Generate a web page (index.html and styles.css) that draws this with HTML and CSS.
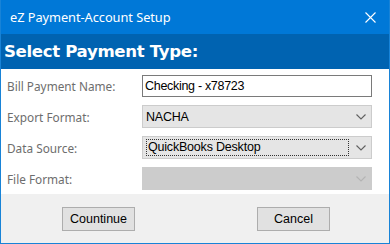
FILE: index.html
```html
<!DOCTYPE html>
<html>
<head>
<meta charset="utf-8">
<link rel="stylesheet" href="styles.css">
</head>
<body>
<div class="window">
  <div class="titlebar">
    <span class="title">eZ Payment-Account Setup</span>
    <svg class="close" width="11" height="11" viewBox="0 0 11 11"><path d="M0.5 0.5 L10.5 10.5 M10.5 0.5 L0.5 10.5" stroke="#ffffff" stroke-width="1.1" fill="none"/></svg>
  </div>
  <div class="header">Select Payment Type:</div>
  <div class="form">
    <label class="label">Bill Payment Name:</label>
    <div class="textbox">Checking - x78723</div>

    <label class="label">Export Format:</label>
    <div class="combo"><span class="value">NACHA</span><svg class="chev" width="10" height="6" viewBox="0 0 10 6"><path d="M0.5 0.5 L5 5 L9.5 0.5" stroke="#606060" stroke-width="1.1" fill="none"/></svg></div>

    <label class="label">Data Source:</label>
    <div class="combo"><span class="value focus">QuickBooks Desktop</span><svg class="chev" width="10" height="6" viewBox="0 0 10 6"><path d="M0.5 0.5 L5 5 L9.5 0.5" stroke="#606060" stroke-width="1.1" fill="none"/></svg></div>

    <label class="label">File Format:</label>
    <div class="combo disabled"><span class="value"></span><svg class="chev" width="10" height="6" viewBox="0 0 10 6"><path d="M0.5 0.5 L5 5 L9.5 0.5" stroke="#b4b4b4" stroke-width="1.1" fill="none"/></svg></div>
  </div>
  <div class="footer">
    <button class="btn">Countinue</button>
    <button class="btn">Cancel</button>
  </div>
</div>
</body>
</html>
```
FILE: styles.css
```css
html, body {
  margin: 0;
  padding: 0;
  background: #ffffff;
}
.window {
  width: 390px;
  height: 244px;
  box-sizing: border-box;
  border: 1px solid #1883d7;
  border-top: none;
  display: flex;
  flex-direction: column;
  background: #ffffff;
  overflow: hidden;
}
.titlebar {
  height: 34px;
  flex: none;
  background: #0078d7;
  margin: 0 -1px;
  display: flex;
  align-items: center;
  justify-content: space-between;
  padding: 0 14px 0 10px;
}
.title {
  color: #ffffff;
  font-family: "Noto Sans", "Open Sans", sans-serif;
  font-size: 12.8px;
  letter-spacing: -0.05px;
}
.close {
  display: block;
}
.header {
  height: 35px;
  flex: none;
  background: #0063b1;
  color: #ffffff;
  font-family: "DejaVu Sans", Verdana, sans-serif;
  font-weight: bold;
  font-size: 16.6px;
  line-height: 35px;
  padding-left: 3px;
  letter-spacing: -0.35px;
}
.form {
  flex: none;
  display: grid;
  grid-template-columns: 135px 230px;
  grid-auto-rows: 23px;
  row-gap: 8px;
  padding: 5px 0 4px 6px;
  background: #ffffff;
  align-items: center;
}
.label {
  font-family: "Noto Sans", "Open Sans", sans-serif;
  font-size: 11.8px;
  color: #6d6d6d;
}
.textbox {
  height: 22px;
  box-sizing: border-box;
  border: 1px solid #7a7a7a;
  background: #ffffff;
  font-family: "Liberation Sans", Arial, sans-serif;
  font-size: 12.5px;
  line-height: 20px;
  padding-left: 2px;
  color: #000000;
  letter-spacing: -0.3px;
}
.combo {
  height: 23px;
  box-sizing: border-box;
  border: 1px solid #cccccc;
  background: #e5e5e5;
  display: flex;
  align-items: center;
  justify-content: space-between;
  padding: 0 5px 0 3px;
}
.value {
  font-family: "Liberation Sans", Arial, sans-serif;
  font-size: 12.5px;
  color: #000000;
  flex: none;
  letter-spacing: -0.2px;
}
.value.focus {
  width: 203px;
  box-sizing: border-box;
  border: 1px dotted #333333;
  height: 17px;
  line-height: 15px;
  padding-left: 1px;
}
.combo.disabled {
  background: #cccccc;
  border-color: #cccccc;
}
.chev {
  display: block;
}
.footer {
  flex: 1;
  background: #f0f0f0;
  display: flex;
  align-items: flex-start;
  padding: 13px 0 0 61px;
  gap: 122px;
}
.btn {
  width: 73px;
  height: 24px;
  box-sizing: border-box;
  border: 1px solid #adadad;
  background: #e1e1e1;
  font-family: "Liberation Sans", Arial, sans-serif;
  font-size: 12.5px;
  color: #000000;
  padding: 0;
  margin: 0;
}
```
════════════════════
> [What you will do]:
Write out the whole listing exactly, and drop the pictures.

> [Answer to this problem]:
Generate a web page (index.html and styles.css) that draws this with HTML and CSS.
FILE: index.html
```html
<!DOCTYPE html>
<html>
<head>
<meta charset="utf-8">
<link rel="stylesheet" href="styles.css">
</head>
<body>
<div class="window">
  <div class="titlebar">
    <span class="title">eZ Payment-Account Setup</span>
    <svg class="close" width="11" height="11" viewBox="0 0 11 11"><path d="M0.5 0.5 L10.5 10.5 M10.5 0.5 L0.5 10.5" stroke="#ffffff" stroke-width="1.1" fill="none"/></svg>
  </div>
  <div class="header">Select Payment Type:</div>
  <div class="form">
    <label class="label">Bill Payment Name:</label>
    <div class="textbox">Checking - x78723</div>

    <label class="label">Export Format:</label>
    <div class="combo"><span class="value">NACHA</span><svg class="chev" width="10" height="6" viewBox="0 0 10 6"><path d="M0.5 0.5 L5 5 L9.5 0.5" stroke="#606060" stroke-width="1.1" fill="none"/></svg></div>

    <label class="label">Data Source:</label>
    <div class="combo"><span class="value focus">QuickBooks Desktop</span><svg class="chev" width="10" height="6" viewBox="0 0 10 6"><path d="M0.5 0.5 L5 5 L9.5 0.5" stroke="#606060" stroke-width="1.1" fill="none"/></svg></div>

    <label class="label">File Format:</label>
    <div class="combo disabled"><span class="value"></span><svg class="chev" width="10" height="6" viewBox="0 0 10 6"><path d="M0.5 0.5 L5 5 L9.5 0.5" stroke="#b4b4b4" stroke-width="1.1" fill="none"/></svg></div>
  </div>
  <div class="footer">
    <button class="btn">Countinue</button>
    <button class="btn">Cancel</button>
  </div>
</div>
</body>
</html>
```
FILE: styles.css
```css
html, body {
  margin: 0;
  padding: 0;
  background: #ffffff;
}
.window {
  width: 390px;
  height: 244px;
  box-sizing: border-box;
  border: 1px solid #1883d7;
  border-top: none;
  display: flex;
  flex-direction: column;
  background: #ffffff;
  overflow: hidden;
}
.titlebar {
  height: 34px;
  flex: none;
  background: #0078d7;
  margin: 0 -1px;
  display: flex;
  align-items: center;
  justify-content: space-between;
  padding: 0 14px 0 10px;
}
.title {
  color: #ffffff;
  font-family: "Noto Sans", "Open Sans", sans-serif;
  font-size: 12.8px;
  letter-spacing: -0.05px;
}
.close {
  display: block;
}
.header {
  height: 35px;
  flex: none;
  background: #0063b1;
  color: #ffffff;
  font-family: "DejaVu Sans", Verdana, sans-serif;
  font-weight: bold;
  font-size: 16.6px;
  line-height: 35px;
  padding-left: 3px;
  letter-spacing: -0.35px;
}
.form {
  flex: none;
  display: grid;
  grid-template-columns: 135px 230px;
  grid-auto-rows: 23px;
  row-gap: 8px;
  padding: 5px 0 4px 6px;
  background: #ffffff;
  align-items: center;
}
.label {
  font-family: "Noto Sans", "Open Sans", sans-serif;
  font-size: 11.8px;
  color: #6d6d6d;
}
.textbox {
  height: 22px;
  box-sizing: border-box;
  border: 1px solid #7a7a7a;
  background: #ffffff;
  font-family: "Liberation Sans", Arial, sans-serif;
  font-size: 12.5px;
  line-height: 20px;
  padding-left: 2px;
  color: #000000;
  letter-spacing: -0.3px;
}
.combo {
  height: 23px;
  box-sizing: border-box;
  border: 1px solid #cccccc;
  background: #e5e5e5;
  display: flex;
  align-items: center;
  justify-content: space-between;
  padding: 0 5px 0 3px;
}
.value {
  font-family: "Liberation Sans", Arial, sans-serif;
  font-size: 12.5px;
  color: #000000;
  flex: none;
  letter-spacing: -0.2px;
}
.value.focus {
  width: 203px;
  box-sizing: border-box;
  border: 1px dotted #333333;
  height: 17px;
  line-height: 15px;
  padding-left: 1px;
}
.combo.disabled {
  background: #cccccc;
  border-color: #cccccc;
}
.chev {
  display: block;
}
.footer {
  flex: 1;
  background: #f0f0f0;
  display: flex;
  align-items: flex-start;
  padding: 13px 0 0 61px;
  gap: 122px;
}
.btn {
  width: 73px;
  height: 24px;
  box-sizing: border-box;
  border: 1px solid #adadad;
  background: #e1e1e1;
  font-family: "Liberation Sans", Arial, sans-serif;
  font-size: 12.5px;
  color: #000000;
  padding: 0;
  margin: 0;
}
```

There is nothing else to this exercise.